To do this, the regulator not only establishes rules for registering securities but also monitors their implementation. It is rare for a government agency to be both rule-making and law enforcement at the same time. The Commission also monitors the circulation of stocks and bonds, the activities of brokers, the trading operations of private investors and investment companies, the emergence of bubbles, and signs of other manipulations.

The Commission also independently investigates violations. Proceedings can be initiated if there are strong suspicions that theft of securities has occurred, contractual transactions or facts of the use of insider information have been revealed, etc.

From year to year, the SEC investigates many offenses. The most frequent of them:

  • concealment (or provision) of implausible and/or misrepresenting information about securities
  • theft of funds or other client’s valuable assets
  • manipulation of market prices
  • accounting fraud
  • insider trading in securities
  • sale of securities with improper registration
  • other illegal actions of brokers in relation to clients

If such violations are detected, the Commission itself has the right to determine the amount of fines, withdraw illegally obtained profits, prohibit individuals and companies from conducting transactions with securities, as well as impose other prohibitions on illegal actions from its point of view. The scale of the SEC investigations can be seen from the following statistics: in the 2018 fiscal year alone, the SEC opened 490 cases, issuing fines totaling $3.95 billion.

When it comes to the need for a criminal prosecution, the SEC joins forces with the US Department of Justice, the FBI, or state attorneys’ offices.

The SEC has undeniable authority in the economic sphere and its own independent judiciary, thanks to which it participates in the most complex legal disputes on the market. Tools and methods that have been used by the regulator for decades to resolve various processes and conflict situations by the beginning of the 21st century have become a kind of standard and example for international and national regulators around the world.

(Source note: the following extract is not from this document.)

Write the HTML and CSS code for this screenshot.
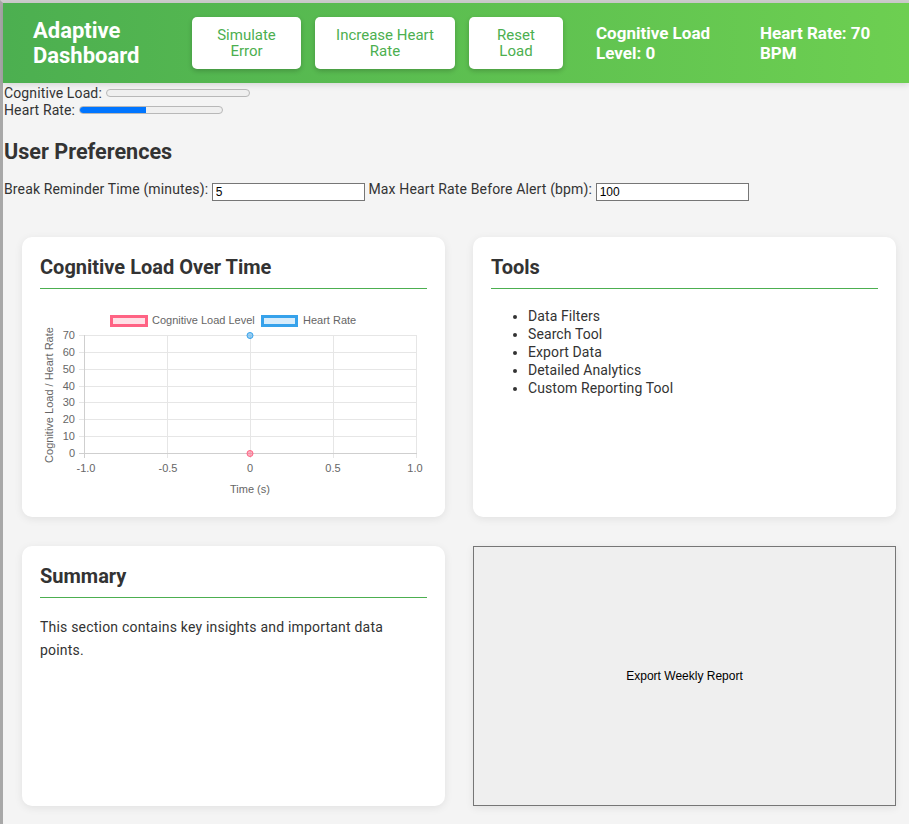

What Data Does the SEC Collect?

The range of data that companies must submit to the SEC is extremely wide:

  • reporting on any newly placed securities
  • annual and quarterly reports
  • information about mergers and acquisitions
  • documentation on the purchase of large blocks of shares
  • materials considered at meetings of shareholders

Who should submit all this? First, all participants in financial markets, namely:

  • all stock and commodity exchanges — NYSE, NASDAQ, NYMEX, ICE, etc.
  • over-the-counter markets
  • all issuers of securities that issue shares, bonds, and derivatives of their enterprises on exchanges or on the over-the-counter market
  • all financial holdings for asset management
  • exchange-traded ETFs that copy investment portfolios of the largest stock indices
  • all hedge funds (like the legendary Buffett and Soros)
  • investment banks
  • regular brokers.

All securities and financial instruments fall within the field of view of the Commission: stocks and options, stock futures and bills, swaps and checks, warrants and investment units, trust, deposit and savings certificates, etc.

Moreover, all investors in the event of the purchase of 5% of the shares of any enterprise on any of the American exchanges are required to register with the SEC. And considering that almost all major world corporations issue securities that are listed on at least one of the US stock exchanges, it turns out that the Commission controls, in fact, all world financial flows.

Examples of the SEC Investigations

In 2018, the Commission fined Elon Musk, the founder of Tesla, the richest man in the world, $20 million for a tweet about ‘wanting to buy back all Tesla shares .’ Shares then instantly jumped in price, and the SEC launched an investigation. As a result, it was found that Musk had neither the financial capacity nor the intention to buy his company entirely from the stock exchange.

In 2020, The Securities and Exchange Commission announced that it had filed an action against Ripple Labs Inc. and two of its executives, who were also significant security holders, alleging that they raised over $1.3 billion through an unregistered, ongoing digital asset securities offering. According to the SEC’s complaint, Christian Larsen, the company’s co-founder, and Bradley Garlinghouse, the company’s current CEO, raised capital to finance the company’s business.

Recently, The U.S. Securities and Exchange Commission has started investigating whether Coinbase Global Inc improperly let Americans trade digital assets that should have been registered as securities.